───── Information shown
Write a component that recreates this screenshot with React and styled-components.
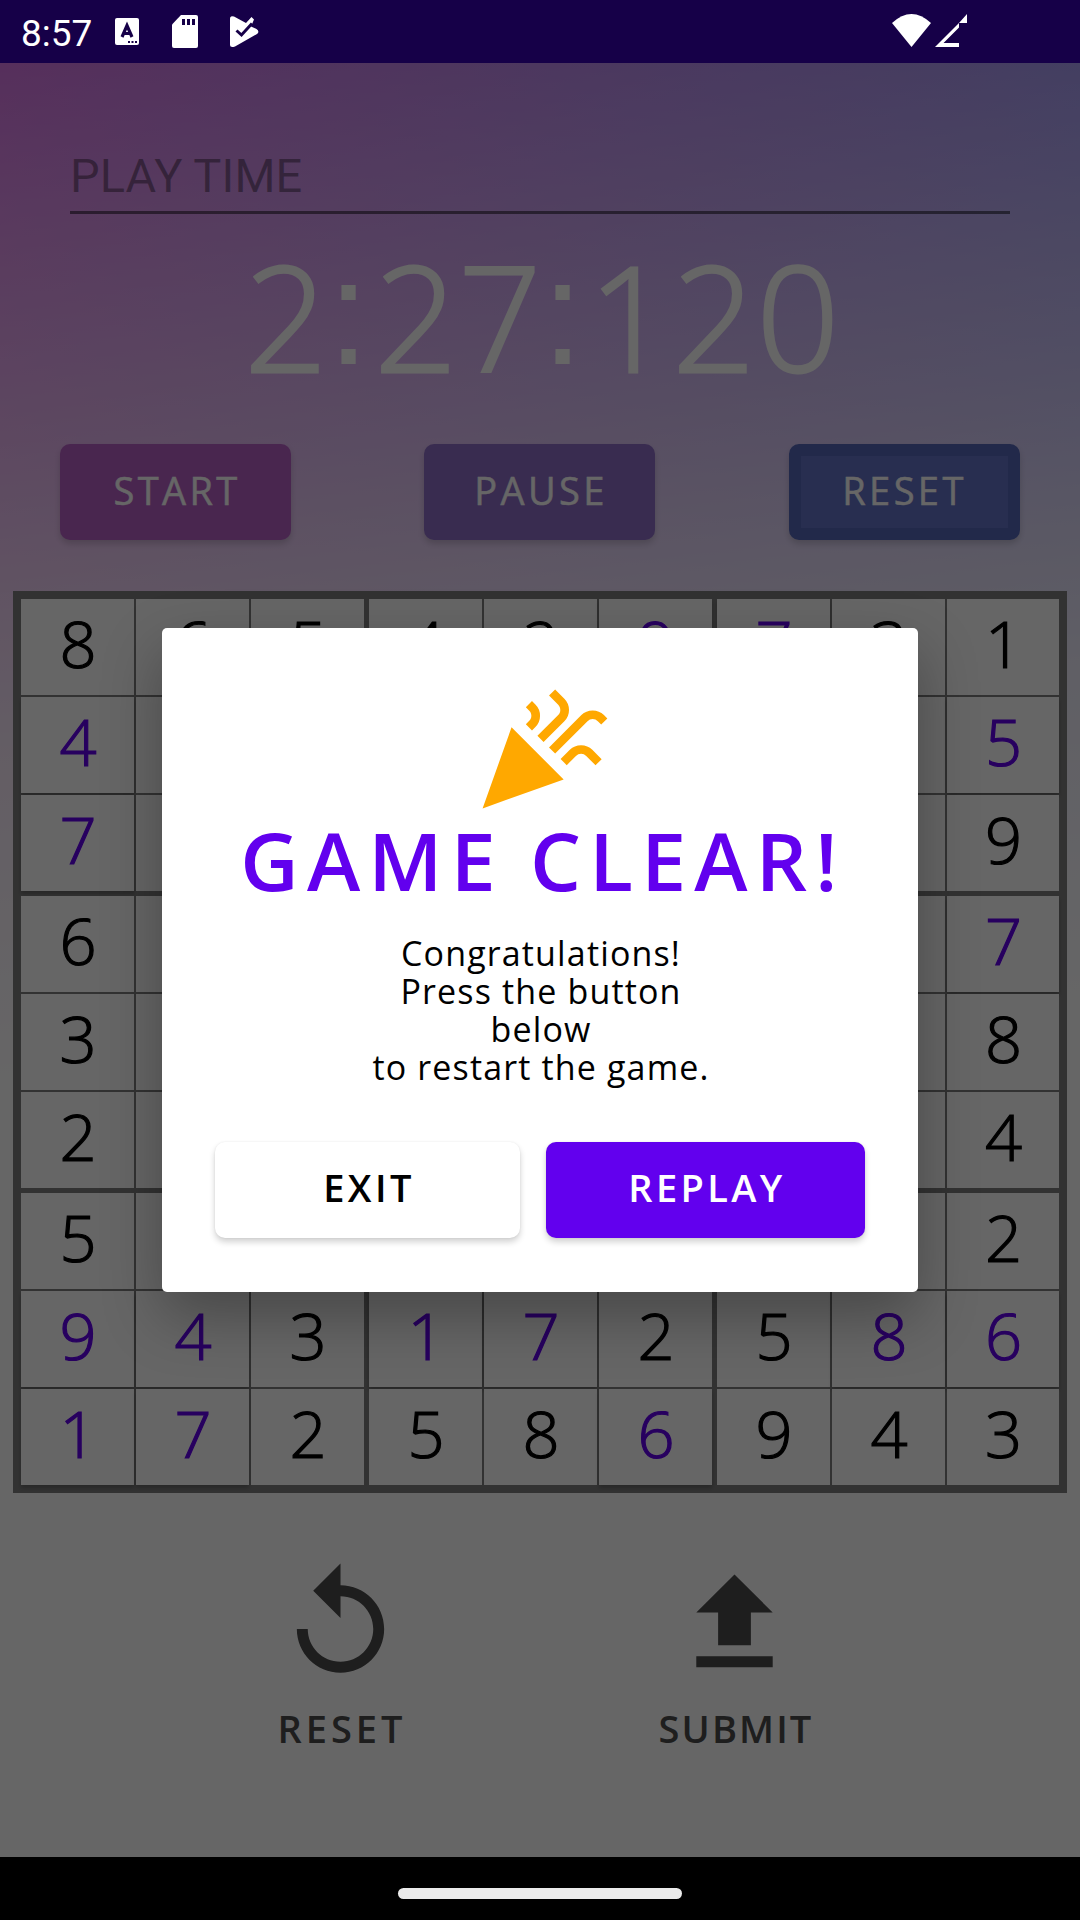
import React from 'react';
import styled, { createGlobalStyle } from 'styled-components';
import { MdCelebration, MdReplay, MdUpload } from 'react-icons/md';

const GlobalStyle = createGlobalStyle`
  * { box-sizing: border-box; }
  body { margin: 0; background: #000; }
`;

const Phone = styled.div`
  position: relative;
  width: 1080px;
  height: 1920px;
  display: flex;
  flex-direction: column;
  overflow: hidden;
  font-family: 'Open Sans', 'Noto Sans', sans-serif;
`;

const StatusBar = styled.header`
  position: relative;
  z-index: 2;
  height: 63px;
  flex: none;
  display: flex;
  align-items: flex-start;
  justify-content: space-between;
  background: #160048;
  color: #fff;
`;

const StatusLeft = styled.div`
  display: flex;
  align-items: flex-start;
  padding-left: 21px;
`;

const Clock = styled.span`
  width: 94px;
  font: 400 37px/42px Roboto, sans-serif;
  padding-top: 13px;
  white-space: nowrap;
`;

const StatusRight = styled.div`
  display: flex;
  gap: 4px;
  padding: 14px 113px 0 0;
`;

const StatusIcon = styled.svg`
  display: block;
  margin-top: ${(p) => p.$top || 0}px;
  margin-right: ${(p) => p.$after || 0}px;
`;

const Screen = styled.main`
  flex: 1;
  display: flex;
  flex-direction: column;
  background:
    linear-gradient(
      176deg,
      rgba(255, 255, 255, 0) 0,
      rgba(255, 255, 255, 0.46) 380px,
      rgba(255, 255, 255, 0.69) 550px,
      rgba(255, 255, 255, 0.83) 670px,
      rgba(255, 255, 255, 0.96) 920px,
      #fff 1030px
    ),
    linear-gradient(to right, #d776e6, #a093f2);
`;

const Heading = styled.div`
  height: 151px;
  margin: 0 70px;
  padding-top: 83px;
  border-bottom: 3px solid rgba(0, 0, 0, 0.5);
  font: 400 47px/60px Roboto, sans-serif;
  letter-spacing: 0.1px;
  color: rgba(0, 0, 0, 0.38);
`;

const Timer = styled.div`
  height: 230px;
  display: flex;
  justify-content: center;
  padding: 2px 0 0 4px;
  font-size: 145px;
  line-height: 200px;
  font-weight: 300;
  color: #fff;
  -webkit-text-stroke: 2.8px #fff;
`;

const TimerDigit = styled.span`
  width: 84px;
  text-align: center;
`;

const TimerColon = styled.span`
  width: 46px;
  margin-top: -3px;
  padding-right: 6px;
  text-align: center;
  font-family: 'Liberation Sans', Arial, sans-serif;
  font-size: 148px;
  -webkit-text-stroke: 0;
`;

const Controls = styled.div`
  display: flex;
  gap: 133px;
  padding: 0 60px;
  height: 147px;
`;

const ControlButton = styled.button`
  width: 231px;
  height: 96px;
  border: ${(p) => (p.$edge ? `12px solid ${p.$edge}` : '0')};
  border-radius: 10px;
  background: ${(p) => p.$color};
  box-shadow: 0 4px 6px rgba(0, 0, 0, 0.16);
  color: #fff;
  font: 400 38px/40px 'Open Sans', sans-serif;
  letter-spacing: 3.4px;
  padding: 0 0 5px ${(p) => (p.$edge ? 0 : 3)}px;
  -webkit-text-stroke: 0.5px #fff;
  &:last-child { margin-left: auto; }
`;

const Board = styled.section`
  width: 1054px;
  height: 902px;
  flex: none;
  margin-left: 13px;
  display: grid;
  grid-template-columns: repeat(2, 343px) 342px;
  grid-template-rows: repeat(3, 292px);
  gap: 5px;
  padding: 8px;
  background: #7e7e7e;
`;

const Block = styled.div`
  display: grid;
  grid-template-columns: 113px 113px 1fr;
  grid-template-rows: repeat(3, 96px);
  gap: 2px;
`;

const Cell = styled.div`
  display: flex;
  align-items: center;
  justify-content: center;
  background: #fff;
  color: ${(p) => (p.$entered ? '#6200ee' : '#000')};
  box-shadow: ${(p) => (p.$entered ? '0 3px 4px rgba(0, 0, 0, 0.22)' : 'none')};
  font-size: 65px;
  font-weight: 300;
  line-height: 80px;
  padding: 0 0 8px 1px;
  -webkit-text-stroke: 1.2px currentColor;
`;

const Actions = styled.div`
  display: flex;
  padding: 65px 0 0 240px;
  gap: 194px;
`;

const Action = styled.div`
  width: 200px;
  display: flex;
  flex-direction: column;
  align-items: center;
  color: #4b4b4b;
`;

const ActionLabel = styled.span`
  padding: 14px 0 0 4px;
  font-size: 38px;
  line-height: 50px;
  font-weight: 600;
  letter-spacing: ${(p) => p.$tracking}px;
`;

const NavBar = styled.footer`
  position: relative;
  z-index: 2;
  height: 63px;
  flex: none;
  display: flex;
  justify-content: center;
  padding-top: 31px;
  background: #000;
`;

const Handle = styled.div`
  width: 284px;
  height: 11px;
  border-radius: 6px;
  background: #ebebeb;
`;

const Scrim = styled.div`
  position: absolute;
  inset: 0;
  z-index: 1;
  display: flex;
  align-items: center;
  justify-content: center;
  background: rgba(0, 0, 0, 0.6);
`;

const Dialog = styled.div`
  width: 756px;
  height: 664px;
  display: flex;
  flex-direction: column;
  align-items: center;
  padding: 53px 53px 0;
  border-radius: 5px;
  background: #fff;
  box-shadow: 0 24px 60px rgba(0, 0, 0, 0.3);
`;

const Title = styled.h1`
  margin: -5px 0 0;
  padding-left: 6px;
  font-size: 80.5px;
  line-height: 90px;
  font-weight: 600;
  letter-spacing: 8.2px;
  word-spacing: -3px;
  color: #6200ee;
  white-space: nowrap;
`;

const Message = styled.p`
  margin: 29px 0 0;
  padding-left: 2px;
  font-size: 34px;
  line-height: 38px;
  letter-spacing: 1.15px;
  text-align: center;
  color: #000;
  white-space: pre-line;
`;

const DialogButtons = styled.div`
  width: 100%;
  margin-top: 56px;
  display: grid;
  grid-template-columns: 305px 319px;
  gap: 26px;
`;

const DialogButton = styled.button`
  height: 96px;
  border: 0;
  border-radius: 10px;
  background: ${(p) => (p.$primary ? '#6200ee' : '#fff')};
  color: ${(p) => (p.$primary ? '#fff' : '#000')};
  box-shadow: 0 4px 6px rgba(0, 0, 0, 0.18), 0 0 2px rgba(0, 0, 0, 0.08);
  font: 600 38px/40px 'Open Sans', sans-serif;
  letter-spacing: 3.4px;
  padding: 0 0 6px 3px;
`;

/* Each inner list is one 3×3 block, read row by row; a star marks a digit entered by the player. */
const boardBlocks = [
  ['8', '6', '5', '4*', '', '', '7*', '', ''],
  ['4', '2', '9*', '', '', '', '', '', ''],
  ['7*', '3', '1', '', '', '5*', '', '', '9'],
  ['6', '', '', '3', '', '', '2', '', ''],
  ['', '', '', '', '', '', '', '', ''],
  ['', '', '7*', '', '', '8', '', '', '4'],
  ['5', '', '', '9*', '4*', '3', '1*', '7*', '2'],
  ['', '', '', '1*', '7*', '2', '5', '8', '6*'],
  ['', '', '2', '5', '8*', '6*', '9', '4', '3'],
];

const controls = [
  { label: 'START', color: '#b75fc6' },
  { label: 'PAUSE', color: '#8f6ec8' },
  { label: 'RESET', color: '#6473c8', edge: '#5567b9' },
];

export default function App() {
  return (
    <Phone>
      <GlobalStyle />
      <StatusBar>
        <StatusLeft>
          <Clock>8:57</Clock>
          <StatusIcon width="24" height="27" viewBox="0 0 24 27" $top={18} $after={33}>
            <rect width="24" height="27" rx="2" fill="#fff" />
            <path d="M7 19 L12 7.5 L17 19 M9 15.5 H15" fill="none" stroke="#160048" strokeWidth="3.2" />
            <path d="M13 23h2v2h-2zM16.500 23h2v2h-2zM20 23h2v2h-2z" fill="#160048" />
          </StatusIcon>
          <StatusIcon width="26" height="33" viewBox="0 0 26 33" $top={15} $after={32}>
            <path d="M9 0H24a2 2 0 0 1 2 2V31a2 2 0 0 1-2 2H2a2 2 0 0 1-2-2V9.500Z" fill="#fff" />
            <path d="M10 4h3v6h-3zM15 4h3v6h-3zM20 4h3v6h-3z" fill="#160048" />
          </StatusIcon>
          <StatusIcon width="29" height="32" viewBox="0 0 29 32" $top={16}>
            <path d="M0 3Q0-1 4 .6L16 7L21.500 1L24 3.500L21 10.500L26.500 13Q30 15.500 27 18L5 30.500Q0 32 0 29Z" fill="#fff" />
            <path d="M6.500 14.500L11.500 19L22 7.500" fill="none" stroke="#160048" strokeWidth="3" />
          </StatusIcon>
        </StatusLeft>
        <StatusRight>
          <StatusIcon width="39" height="33" viewBox="0 0 39 33">
            <path d="M0 9Q19.500-9 39 9L19.500 33Z" fill="#fff" />
          </StatusIcon>
          <StatusIcon width="32" height="33" viewBox="0 0 32 33">
            <path d="M32 0V9H24ZM24 9V13.500L8.500 29H24V33H0Z" fill="#fff" />
          </StatusIcon>
        </StatusRight>
      </StatusBar>

      <Screen>
        <Heading>PLAY TIME</Heading>
        <Timer>
          {'2:27:120'.split('').map((ch, i) =>
            ch === ':' ? <TimerColon key={i}>:</TimerColon> : <TimerDigit key={i}>{ch}</TimerDigit>
          )}
        </Timer>
        <Controls>
          {controls.map((c) => (
            <ControlButton key={c.label} $color={c.color} $edge={c.edge}>{c.label}</ControlButton>
          ))}
        </Controls>
        <Board>
          {boardBlocks.map((cells, b) => (
            <Block key={b}>
              {cells.map((v, i) => (
                <Cell key={i} $entered={v.endsWith('*')}>{v.replace('*', '')}</Cell>
              ))}
            </Block>
          ))}
        </Board>
        <Actions>
          <Action>
            <MdReplay size={131} />
            <ActionLabel $tracking={4}>RESET</ActionLabel>
          </Action>
          <Action>
            <MdUpload size={131} />
            <ActionLabel $tracking={2.1}>SUBMIT</ActionLabel>
          </Action>
        </Actions>
      </Screen>

      <NavBar>
        <Handle />
      </NavBar>

      <Scrim>
        <Dialog>
          <MdCelebration size={139} color="#ffa800" />
          <Title>GAME CLEAR!</Title>
          <Message>{'Congratulations!\nPress the button\nbelow\nto restart the game.'}</Message>
          <DialogButtons>
            <DialogButton>EXIT</DialogButton>
            <DialogButton $primary>REPLAY</DialogButton>
          </DialogButtons>
        </Dialog>
      </Scrim>
    </Phone>
  );
}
──────────
Goal: Write out the lines from the start of the material to the line with "MdCelebration, MdReplay, MdUpload", inclusive and exactly. Skip the pictures.

Response to this exercise:
Write a component that recreates this screenshot with React and styled-components.
import React from 'react';
import styled, { createGlobalStyle } from 'styled-components';
import { MdCelebration, MdReplay, MdUpload } from 'react-icons/md';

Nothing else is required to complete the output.